The Cost of Remaining Competitive

The transition to omnichannel has been expensive, alumni note, requiring major investments in infrastructure, such as building facilities to handle distribution. The services that customers have come to expect, including fast and low-cost (or free) shipping, increase costs for the retailer as well. “We’re constantly playing with and testing out the right level of inventory and where you put that inventory to be closest to the customer so we can reduce the cost of getting it to them,” Rizzo says.

Brian Lynch ’79

Photo: Chris Langer
Brian Lynch of Justice

Retailers also need to stay ahead of the so-called “digital natives,” the younger generation who grew up using digital devices and balk at buggy apps or nonintuitive navigation. Mobile is “a big focus of what we’re doing today,” says Lynch of Justice. “The content must be native to these devices, so that the screenshot looks good, it fits on the phones people have, and is easily readable and accessible.”

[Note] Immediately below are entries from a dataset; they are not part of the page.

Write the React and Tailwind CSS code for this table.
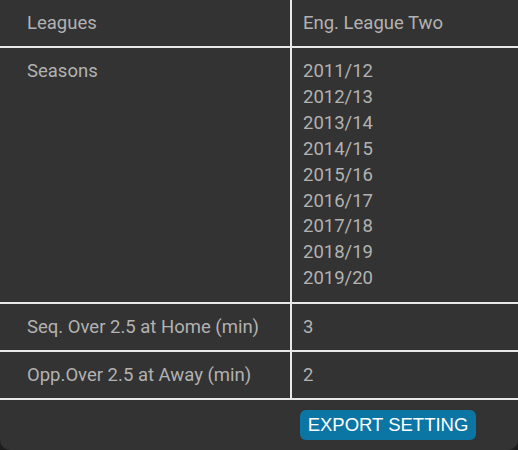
import React from 'react';

const seasons = ['2011/12', '2012/13', '2013/14', '2014/15', '2015/16', '2016/17', '2017/18', '2018/19', '2019/20'];

const rows = [
  { label: 'Leagues', value: ['Eng. League Two'] },
  { label: 'Seasons', value: seasons, tall: true },
  { label: 'Seq. Over 2.5 at Home (min)', value: ['3'] },
  { label: 'Opp.Over 2.5 at Away (min)', value: ['2'] },
];

export default function App() {
  return (
    <div className="min-h-screen bg-[#1d1d1d]">
      <div className="h-[450px] bg-[#333333] rounded-b-[10px] text-[#b2b2b2] text-[18.5px]" style={{ fontFamily: "Roboto, 'Noto Sans', sans-serif" }}>
        {/* Settings table */}
        <div className="grid grid-cols-[290px_1fr] gap-[2px] bg-[#e8e8e8] border-b-2 border-[#e8e8e8]">
          {rows.map(r => (
            <React.Fragment key={r.label}>
              <div className={`bg-[#333333] pl-[27px] pt-[10px] leading-[26px] ${r.tall ? 'pb-[12px]' : 'pb-[10px]'}`}>
                {r.label}
              </div>
              <div className={`bg-[#333333] pl-[11px] pt-[11px] leading-[25.9px] ${r.tall ? 'pb-[10px]' : 'pb-[9px]'}`}>
                {r.value.map(v => (
                  <div key={v}>{v}</div>
                ))}
              </div>
            </React.Fragment>
          ))}
        </div>

        {/* Footer */}
        <div className="grid grid-cols-[292px_1fr] pt-[10px]">
          <div />
          <div>
            <button className="ml-[8px] h-[30px] w-[176px] rounded-[6px] bg-[#0b75a4] text-white text-[18.5px] leading-[30px] text-center" style={{ fontFamily: "'Liberation Sans', Arial, sans-serif" }}>
              EXPORT SETTING
            </button>
          </div>
        </div>
      </div>
    </div>
  );
}
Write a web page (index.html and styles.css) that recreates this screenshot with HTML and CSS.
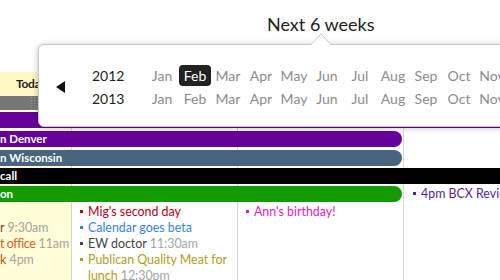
FILE: index.html
```html
<!DOCTYPE html>
<html lang="en">
<head>
<meta charset="UTF-8">
<meta name="viewport" content="width=device-width, initial-scale=1.0">
<title>Calendar</title>
<link rel="stylesheet" href="styles.css">
</head>
<body>
<header class="top">
    <h1 class="range">Next 6 weeks</h1>
</header>

<div class="week">
    <div class="col today"></div>
    <div class="col c2"></div>
    <div class="col c3"></div>
    <div class="col c4"></div>

    <div class="day-name">Today</div>

    <div class="bar gray r2"><span class="grip"></span></div>
    <div class="bar purple r3 wide"><span class="cut">Jennifer</span></div>
    <div class="bar purple r4"><span class="cut">Jason i</span>n Denver</div>
    <div class="bar slate r5"><span class="cut">Jamie i</span>n Wisconsin</div>
    <div class="bar black r6 wide"><span class="cut">Conference </span>call</div>
    <div class="bar green r7"><span class="cut">Vacati</span>on</div>

    <ul class="events e4">
        <li class="ev-purple">4pm BCX Review</li>
    </ul>

    <ul class="events e1">
        <li class="blank">&nbsp;</li>
        <li class="ev-brown"><span class="cut">Call docto</span>r <span class="t">9:30am</span></li>
        <li class="ev-orange"><span class="cut">Pos</span><span class="tight">t office</span> <span class="t">11am</span></li>
        <li class="ev-rust"><span class="cut">Wal</span>k <span class="t">4pm</span></li>
    </ul>
    <ul class="events e2">
        <li class="ev-red">Mig's second day</li>
        <li class="ev-blue">Calendar goes beta</li>
        <li class="ev-dark">EW doctor <span class="t">11:30am</span></li>
        <li class="ev-gold">Publican Quality Meat for lunch <span class="t">12:30pm</span></li>
    </ul>
    <ul class="events e3">
        <li class="ev-pink">Ann's birthday!</li>
    </ul>
</div>

<div class="picker">
    <svg class="notch" width="22" height="12" viewBox="0 0 22 12">
        <path d="M0 12.5 L11 1 L22 12.5" fill="#fff" stroke="#c9c9c9"/>
    </svg>
    <span class="prev"></span>
    <div class="years">
        <span class="yr">2012</span>
        <span class="m">Jan</span>
        <span class="m on">Feb</span>
        <span class="m">Mar</span>
        <span class="m">Apr</span>
        <span class="m">May</span>
        <span class="m">Jun</span>
        <span class="m">Jul</span>
        <span class="m">Aug</span>
        <span class="m">Sep</span>
        <span class="m">Oct</span>
        <span class="m">Nov</span>
        <span class="m">Dec</span>
        <span class="yr">2013</span>
        <span class="m">Jan</span>
        <span class="m">Feb</span>
        <span class="m">Mar</span>
        <span class="m">Apr</span>
        <span class="m">May</span>
        <span class="m">Jun</span>
        <span class="m">Jul</span>
        <span class="m">Aug</span>
        <span class="m">Sep</span>
        <span class="m">Oct</span>
        <span class="m">Nov</span>
        <span class="m">Dec</span>
    </div>
</div>
</body>
</html>
```

FILE: styles.css
```css
body {
    font-family: Lato, "Open Sans", sans-serif;
    margin: 0;
    width: 500px;
    height: 280px;
    overflow: hidden;
    position: relative;
    background: #fff;
    color: #222;
}
.top {
    height: 72px;
    box-sizing: border-box;
    padding: 13px 0 0 267px;
}
.range {
    margin: 0;
    font-size: 18px;
    font-weight: normal;
    line-height: 22px;
    color: #1e1e1e;
}

/* calendar grid, first column starts off screen */
.week {
    display: grid;
    grid-template-columns: repeat(4, 166px);
    grid-template-rows: 24px 14px 18px 19px 19px 18px 18px 1fr;
    height: 208px;
    margin-left: -94px;
}
.col {
    grid-row: 1 / -1;
    border-right: 1px solid #d4d4d4;
}
.col.c3 {
    border-right-color: #d8d8d8;
}
.today { grid-column: 1; background: #fffcd6; }
.c2 { grid-column: 2; }
.c3 { grid-column: 3; }
.c4 { grid-column: 4; }

.day-name {
    grid-column: 1;
    grid-row: 1;
    font-size: 12px;
    font-weight: bold;
    line-height: 24px;
    padding-left: 110px;
    letter-spacing: -0.3px;
    background: #fff8c4;
}

.bar {
    grid-column: 1 / 4;
    align-self: end;
    height: 16px;
    line-height: 16px;
    margin-right: 2px;
    border-radius: 0 8px 8px 0;
    color: #fff;
    font-size: 11.5px;
    font-weight: bold;
    white-space: nowrap;
    overflow: hidden;
}
.bar.wide {
    grid-column: 1 / 5;
    margin-right: 0;
    border-radius: 0;
}
.r2 { grid-row: 2; height: 14px; grid-column: 1 / 5; border-radius: 0; margin-right: 0; }
.r3 { grid-row: 3; }
.r4 { grid-row: 4; }
.r5 { grid-row: 5; }
.r6 { grid-row: 6; }
.r7 { grid-row: 7; }
.gray { background: #777; }
.purple { background: #66009b; }
.slate { background: #48657f; }
.black { background: #000; }
.green { background: #139b02; }
.grip {
    display: inline-block;
    width: 8px;
    height: 14px;
    margin-left: 124px;
    background: radial-gradient(#999 0.8px, transparent 1px) 0 0 / 3px 3px;
}

.cut {
    display: inline-block;
    vertical-align: top;
    width: 94px;
    text-align: right;
    overflow: hidden;
    white-space: nowrap;
    text-indent: 0;
}
.events .cut {
    width: 78px;
}
.tight {
    letter-spacing: -0.4px;
}

.events {
    grid-row: 8;
    list-style: none;
    margin: 0;
    padding: 2px 4px 0 16px;
    font-size: 12.4px;
    line-height: 16px;
}
.events li {
    text-indent: -8px;
}
.events li::before {
    content: "";
    display: inline-block;
    width: 3px;
    height: 3px;
    margin-right: 5px;
    vertical-align: 3px;
    background: currentColor;
}
.events li.blank::before { display: none; }
.e1 { grid-column: 1; white-space: nowrap; }
.e2 { grid-column: 2; }
.e3 { grid-column: 3; }
.e4 {
    grid-column: 4;
    grid-row: 7;
    align-self: center;
    padding: 0 0 0 17px;
    white-space: nowrap;
    line-height: 16px;
    margin-top: 2px;
}
.t { color: #a5a5a5; }
.ev-purple { color: #5a1f98; }
.ev-brown { color: #6b4a2c; }
.ev-orange { color: #d0632a; }
.ev-rust { color: #b3520f; }
.ev-red { color: #b0001c; }
.ev-blue { color: #3a82d6; }
.ev-dark { color: #444; }
.ev-gold { color: #b49b22; }
.ev-pink { color: #de1ec4; }

/* month picker popover */
.picker {
    position: absolute;
    left: 38px;
    top: 44px;
    width: 490px;
    height: 83px;
    box-sizing: border-box;
    padding: 19px 0 0 17px;
    display: flex;
    align-items: center;
    background: #fff;
    border: 1px solid #c9c9c9;
    border-radius: 6px;
    box-shadow: 0 1px 6px rgba(0, 0, 0, 0.25);
}
.notch {
    position: absolute;
    left: 271px;
    top: -12px;
}
.prev {
    align-self: flex-start;
    margin-top: 17px;
    width: 0;
    height: 0;
    border-top: 6px solid transparent;
    border-bottom: 6px solid transparent;
    border-right: 9px solid #111;
    margin-right: 27px;
}
.years {
    align-self: flex-start;
    display: grid;
    grid-template-columns: 53px repeat(12, 33px);
    grid-auto-rows: 23px;
    font-size: 14px;
}
.yr {
    line-height: 23px;
    color: #1e1e1e;
}
.m {
    line-height: 21px;
    margin: 1px 0 1px 1px;
    text-align: center;
    color: #8c8c8c;
}
.m.on {
    background: #222;
    color: #fff;
    border-radius: 4px;
}
```
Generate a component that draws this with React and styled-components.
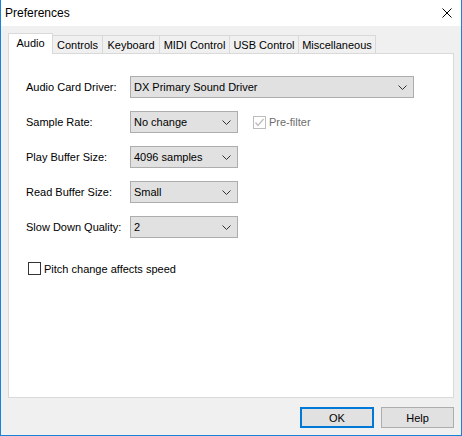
import styled, { createGlobalStyle } from 'styled-components';

const GlobalStyle = createGlobalStyle`
  html, body {
    margin: 0;
    padding: 0;
    background: #fff;
  }
  body {
    font-family: "Liberation Sans", Arial, sans-serif;
    font-size: 11px;
    color: #000;
  }
`;

const tabs = ['Audio', 'Controls', 'Keyboard', 'MIDI Control', 'USB Control', 'Miscellaneous'];
const tabWidths = [45, 50, 57, 70, 69, 77];

const Chevron = () => (
  <svg width="9" height="5" viewBox="0 0 9 5">
    <polyline points="0.5,0.5 4.5,4.5 8.5,0.5" fill="none" stroke="#333" strokeWidth="1" />
  </svg>
);

const Check = ({ color }) => (
  <svg width="11" height="11" viewBox="0 0 11 11">
    <polyline points="1.5,5.5 4,8.5 9.5,2" fill="none" stroke={color} strokeWidth="1.2" />
  </svg>
);

const Combo = ({ value, width }) => (
  <ComboBox $width={width}>
    <span>{value}</span>
    <Chevron />
  </ComboBox>
);

const App = () => {
  return (
    <>
      <GlobalStyle />
      <Window>
        <TitleBar>
          <Title>Preferences</Title>
          <CloseButton>
            <svg width="10" height="10" viewBox="0 0 10 10">
              <path d="M0.5 0.5 L9.5 9.5 M9.5 0.5 L0.5 9.5" stroke="#000" strokeWidth="1" />
            </svg>
          </CloseButton>
        </TitleBar>

        <Body>
          <TabRow>
            {tabs.map((t, i) => (
              <Tab key={t} $active={i === 0} $width={tabWidths[i]}>
                {t}
              </Tab>
            ))}
          </TabRow>

          <Panel>
            <Form>
              <Label>Audio Card Driver:</Label>
              <Combo value="DX Primary Sound Driver" width={284} />

              <Label>Sample Rate:</Label>
              <Inline>
                <Combo value="No change" width={108} />
                <CheckLabel $disabled>
                  <CheckBox $disabled>
                    <Check color="#bcbcbc" />
                  </CheckBox>
                  Pre-filter
                </CheckLabel>
              </Inline>

              <Label>Play Buffer Size:</Label>
              <Combo value="4096 samples" width={108} />

              <Label>Read Buffer Size:</Label>
              <Combo value="Small" width={108} />

              <Label>Slow Down Quality:</Label>
              <Combo value="2" width={108} />
            </Form>

            <PitchRow>
              <CheckLabel>
                <CheckBox />
                Pitch change affects speed
              </CheckLabel>
            </PitchRow>
          </Panel>

          <Footer>
            <Button $default $width={74}>OK</Button>
            <Button $width={73}>Help</Button>
          </Footer>
        </Body>
      </Window>
    </>
  );
};

const Window = styled.div`
  width: 462px;
  height: 436px;
  box-sizing: border-box;
  border: 1px solid #1883d7;
  border-top: none;
  display: flex;
  flex-direction: column;
  background: #f0f0f0;
`;

const TitleBar = styled.div`
  height: 26px;
  flex-shrink: 0;
  background: #fff;
  display: flex;
  align-items: center;
  justify-content: space-between;
  padding: 0 9px 0 4px;
`;

const Title = styled.span`
  font-size: 12px;
  color: #000;
  padding-bottom: 1px;
`;

const CloseButton = styled.div`
  display: flex;
  align-items: center;
  padding-bottom: 1px;
`;

const Body = styled.div`
  flex: 1;
  display: flex;
  flex-direction: column;
  padding: 7px 7px 0;
`;

const TabRow = styled.div`
  display: flex;
  align-items: flex-end;
  height: 20px;
  position: relative;
  z-index: 1;
`;

const Tab = styled.div`
  box-sizing: border-box;
  width: ${(p) => p.$width}px;
  height: ${(p) => (p.$active ? 21 : 18)}px;
  margin-bottom: ${(p) => (p.$active ? -1 : 0)}px;
  background: ${(p) => (p.$active ? '#fff' : '#f0f0f0')};
  border: 1px solid #d9d9d9;
  border-bottom: none;
  border-left-width: ${(p) => (p.$active ? 1 : 0)}px;
  display: flex;
  align-items: center;
  justify-content: center;
  padding-bottom: ${(p) => (p.$active ? 3 : 0)}px;
  white-space: nowrap;
  font-size: 11px;
`;

const Panel = styled.div`
  box-sizing: border-box;
  height: 345px;
  background: #fff;
  border: 1px solid #d9d9d9;
  padding: 22px 0 0 17px;
`;

const Form = styled.div`
  display: grid;
  grid-template-columns: 104px auto;
  row-gap: 13px;
  align-items: center;
  justify-items: start;
`;

const Label = styled.span`
  font-size: 11px;
  white-space: nowrap;
`;

const ComboBox = styled.div`
  box-sizing: border-box;
  width: ${(p) => p.$width}px;
  height: 22px;
  background: #e1e1e1;
  border: 1px solid #adadad;
  display: flex;
  align-items: center;
  justify-content: space-between;
  padding: 0 6px 0 3px;
  font-size: 11px;
`;

const Inline = styled.div`
  display: flex;
  align-items: center;
  gap: 15px;
`;

const CheckLabel = styled.label`
  display: flex;
  align-items: center;
  gap: 3px;
  font-size: 11px;
  color: ${(p) => (p.$disabled ? '#6d6d6d' : '#000')};
`;

const CheckBox = styled.span`
  box-sizing: border-box;
  width: 13px;
  height: 13px;
  background: #fff;
  border: 1px solid ${(p) => (p.$disabled ? '#bcbcbc' : '#333')};
  display: flex;
  align-items: center;
  justify-content: center;
`;

const PitchRow = styled.div`
  margin-top: 24px;
  padding-left: 2px;
`;

const Footer = styled.div`
  display: flex;
  justify-content: flex-end;
  gap: 7px;
  margin-top: 9px;
`;

const Button = styled.div`
  box-sizing: border-box;
  width: ${(p) => p.$width}px;
  height: 21px;
  background: #e1e1e1;
  border: ${(p) => (p.$default ? '2px solid #0078d7' : '1px solid #adadad')};
  display: flex;
  align-items: center;
  justify-content: center;
  font-size: 11px;
`;

export default App;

Christopher Disa, MBA’11, director of global merchandising for women at Gap, says Gap customers in China didn’t really use desktop computers for e-commerce, but they recently went “from 0 to 60” in adopting mobile phones for making purchases. He notes that retailers are working to ensure customers get what they need in China and elsewhere, even when they’re using a small, hand-held screen.

Garnet Hill, a mainly mail-order retailer that specializes in women and kids fashion, as well as home products, receives roughly 86 percent of its sales transactions via the web and mobile devices, says Sandi Summerson, MBA’11, senior vice president and general merchandise manager. The other 14 percent of sales comes from phone orders and retail locations, including Garnet Hill’s outlet at its corporate headquarters in Franconia, New Hampshire. But the driver behind most of the company’s sales, even those coming from the web, is its deluxe catalogs, which feature Zen still-life covers and lavish photography. “We want to create something beautiful that the customer can read like a book,” Summerson says. So the company mails an estimated 40 million catalogs to customers each year, a significant investment.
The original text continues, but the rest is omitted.